**WHAT THE TASK REQUIRES**.
Only the lines from the start of the data to the line containing "string; name: string;", both included, should be output, exactly and without pictures.

==================================================

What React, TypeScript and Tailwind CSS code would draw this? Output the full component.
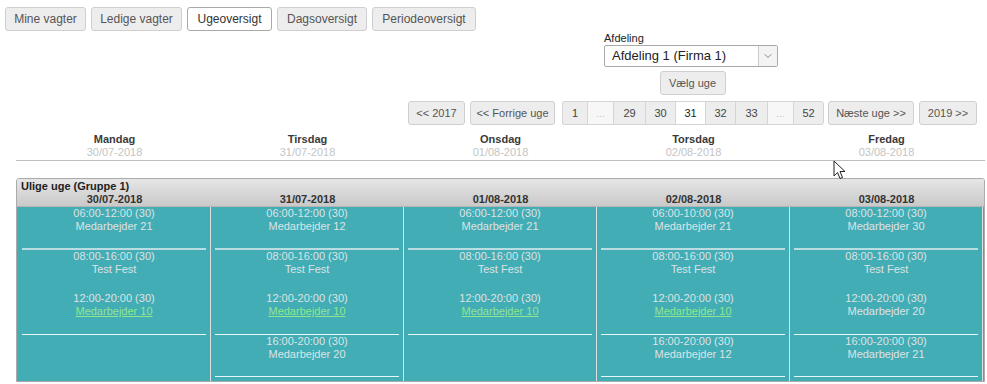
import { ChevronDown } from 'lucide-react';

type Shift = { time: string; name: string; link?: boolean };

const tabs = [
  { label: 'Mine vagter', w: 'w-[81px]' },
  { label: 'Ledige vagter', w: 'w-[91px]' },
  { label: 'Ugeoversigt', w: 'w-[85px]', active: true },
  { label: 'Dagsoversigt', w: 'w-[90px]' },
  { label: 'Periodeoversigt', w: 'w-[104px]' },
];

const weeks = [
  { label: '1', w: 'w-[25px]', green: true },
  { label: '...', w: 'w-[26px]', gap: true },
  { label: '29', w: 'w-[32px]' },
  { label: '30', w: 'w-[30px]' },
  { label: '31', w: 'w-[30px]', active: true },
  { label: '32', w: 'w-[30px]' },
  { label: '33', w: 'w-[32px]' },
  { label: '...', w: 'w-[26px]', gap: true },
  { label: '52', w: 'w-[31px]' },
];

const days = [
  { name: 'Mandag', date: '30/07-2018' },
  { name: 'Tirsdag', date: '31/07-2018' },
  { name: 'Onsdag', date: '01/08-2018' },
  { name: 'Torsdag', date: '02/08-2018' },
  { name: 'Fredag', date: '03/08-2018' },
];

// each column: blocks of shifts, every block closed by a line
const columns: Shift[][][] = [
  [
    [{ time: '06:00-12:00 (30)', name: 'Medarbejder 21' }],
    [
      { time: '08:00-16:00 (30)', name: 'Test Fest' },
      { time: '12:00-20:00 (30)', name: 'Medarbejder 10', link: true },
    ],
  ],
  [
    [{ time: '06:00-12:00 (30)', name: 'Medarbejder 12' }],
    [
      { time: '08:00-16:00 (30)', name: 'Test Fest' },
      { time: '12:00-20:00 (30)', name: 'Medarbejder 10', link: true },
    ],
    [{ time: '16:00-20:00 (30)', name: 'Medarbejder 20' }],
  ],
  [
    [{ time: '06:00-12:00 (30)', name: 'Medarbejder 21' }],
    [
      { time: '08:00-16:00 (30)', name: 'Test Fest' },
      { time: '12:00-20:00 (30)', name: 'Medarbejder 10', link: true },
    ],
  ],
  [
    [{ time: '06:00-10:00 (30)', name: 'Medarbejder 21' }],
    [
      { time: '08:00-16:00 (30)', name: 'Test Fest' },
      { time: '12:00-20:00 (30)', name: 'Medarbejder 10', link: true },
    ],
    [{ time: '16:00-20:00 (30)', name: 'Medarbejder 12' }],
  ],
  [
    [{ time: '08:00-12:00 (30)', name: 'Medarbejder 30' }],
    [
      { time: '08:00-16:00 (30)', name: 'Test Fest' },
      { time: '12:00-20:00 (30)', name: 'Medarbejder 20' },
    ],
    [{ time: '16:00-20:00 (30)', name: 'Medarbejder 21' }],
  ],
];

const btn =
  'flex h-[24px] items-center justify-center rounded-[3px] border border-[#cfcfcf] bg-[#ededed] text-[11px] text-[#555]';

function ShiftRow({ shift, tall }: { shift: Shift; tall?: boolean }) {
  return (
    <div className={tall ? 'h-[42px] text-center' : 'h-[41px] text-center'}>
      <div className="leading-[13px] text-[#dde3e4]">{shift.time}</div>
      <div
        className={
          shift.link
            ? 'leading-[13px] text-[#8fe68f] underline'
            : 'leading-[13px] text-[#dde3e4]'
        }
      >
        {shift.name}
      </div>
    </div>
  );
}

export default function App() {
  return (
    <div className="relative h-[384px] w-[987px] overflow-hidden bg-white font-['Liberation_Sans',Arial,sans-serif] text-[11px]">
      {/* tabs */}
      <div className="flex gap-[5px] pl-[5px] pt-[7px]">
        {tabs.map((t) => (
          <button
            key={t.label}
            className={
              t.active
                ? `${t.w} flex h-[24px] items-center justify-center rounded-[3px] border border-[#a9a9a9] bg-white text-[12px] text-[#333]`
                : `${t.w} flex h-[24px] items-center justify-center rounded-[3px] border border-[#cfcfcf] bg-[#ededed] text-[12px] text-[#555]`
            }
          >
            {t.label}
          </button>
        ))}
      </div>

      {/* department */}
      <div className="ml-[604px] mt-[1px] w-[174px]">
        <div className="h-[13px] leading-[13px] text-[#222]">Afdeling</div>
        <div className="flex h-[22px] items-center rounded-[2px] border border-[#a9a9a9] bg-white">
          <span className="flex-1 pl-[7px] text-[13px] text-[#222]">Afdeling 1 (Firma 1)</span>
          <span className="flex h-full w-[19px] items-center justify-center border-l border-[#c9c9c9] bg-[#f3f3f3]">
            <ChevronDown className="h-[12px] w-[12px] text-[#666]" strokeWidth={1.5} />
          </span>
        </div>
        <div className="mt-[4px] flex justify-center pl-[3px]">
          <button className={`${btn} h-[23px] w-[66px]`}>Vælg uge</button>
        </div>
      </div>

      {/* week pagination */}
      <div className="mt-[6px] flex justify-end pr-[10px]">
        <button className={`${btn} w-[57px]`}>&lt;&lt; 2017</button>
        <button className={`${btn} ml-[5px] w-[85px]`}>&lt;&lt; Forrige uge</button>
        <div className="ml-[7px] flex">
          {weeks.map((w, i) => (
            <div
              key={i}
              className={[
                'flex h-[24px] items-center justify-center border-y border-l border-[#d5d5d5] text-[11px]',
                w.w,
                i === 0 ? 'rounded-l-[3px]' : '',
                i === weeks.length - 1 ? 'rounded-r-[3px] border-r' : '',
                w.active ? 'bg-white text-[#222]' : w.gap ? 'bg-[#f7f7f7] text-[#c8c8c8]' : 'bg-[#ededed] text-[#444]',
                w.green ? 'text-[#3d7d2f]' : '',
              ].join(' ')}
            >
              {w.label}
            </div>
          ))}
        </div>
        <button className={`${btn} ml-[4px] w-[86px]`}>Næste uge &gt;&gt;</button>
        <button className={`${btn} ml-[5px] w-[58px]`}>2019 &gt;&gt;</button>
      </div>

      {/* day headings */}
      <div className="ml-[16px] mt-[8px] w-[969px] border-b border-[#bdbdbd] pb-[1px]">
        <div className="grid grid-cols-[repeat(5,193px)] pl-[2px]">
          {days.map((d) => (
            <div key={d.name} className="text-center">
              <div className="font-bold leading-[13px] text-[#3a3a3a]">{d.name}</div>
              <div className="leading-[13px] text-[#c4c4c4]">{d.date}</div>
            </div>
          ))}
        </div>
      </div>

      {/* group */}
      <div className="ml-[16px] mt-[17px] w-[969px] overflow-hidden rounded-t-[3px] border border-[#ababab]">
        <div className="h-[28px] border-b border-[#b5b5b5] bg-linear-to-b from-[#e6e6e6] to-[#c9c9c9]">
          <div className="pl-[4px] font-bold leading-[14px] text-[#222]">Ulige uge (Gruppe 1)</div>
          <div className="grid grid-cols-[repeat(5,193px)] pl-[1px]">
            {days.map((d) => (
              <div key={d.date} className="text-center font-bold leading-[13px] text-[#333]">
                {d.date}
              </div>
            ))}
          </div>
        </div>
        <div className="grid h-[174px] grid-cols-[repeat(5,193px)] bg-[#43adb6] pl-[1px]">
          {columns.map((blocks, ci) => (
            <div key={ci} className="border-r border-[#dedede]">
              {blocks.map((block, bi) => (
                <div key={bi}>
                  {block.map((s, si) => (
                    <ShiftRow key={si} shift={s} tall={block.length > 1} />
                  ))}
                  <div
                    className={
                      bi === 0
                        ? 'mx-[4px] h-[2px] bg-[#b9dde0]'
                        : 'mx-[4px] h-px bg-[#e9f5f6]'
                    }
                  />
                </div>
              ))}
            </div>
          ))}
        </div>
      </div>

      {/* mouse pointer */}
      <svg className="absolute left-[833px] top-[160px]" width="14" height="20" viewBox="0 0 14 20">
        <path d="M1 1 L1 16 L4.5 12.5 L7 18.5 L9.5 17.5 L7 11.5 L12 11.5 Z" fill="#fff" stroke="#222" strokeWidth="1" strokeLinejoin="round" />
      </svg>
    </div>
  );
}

==================================================

**RESULT OF THE EXERCISE**.
What React, TypeScript and Tailwind CSS code would draw this? Output the full component.
import { ChevronDown } from 'lucide-react';

type Shift = { time: string; name: string; link?: boolean };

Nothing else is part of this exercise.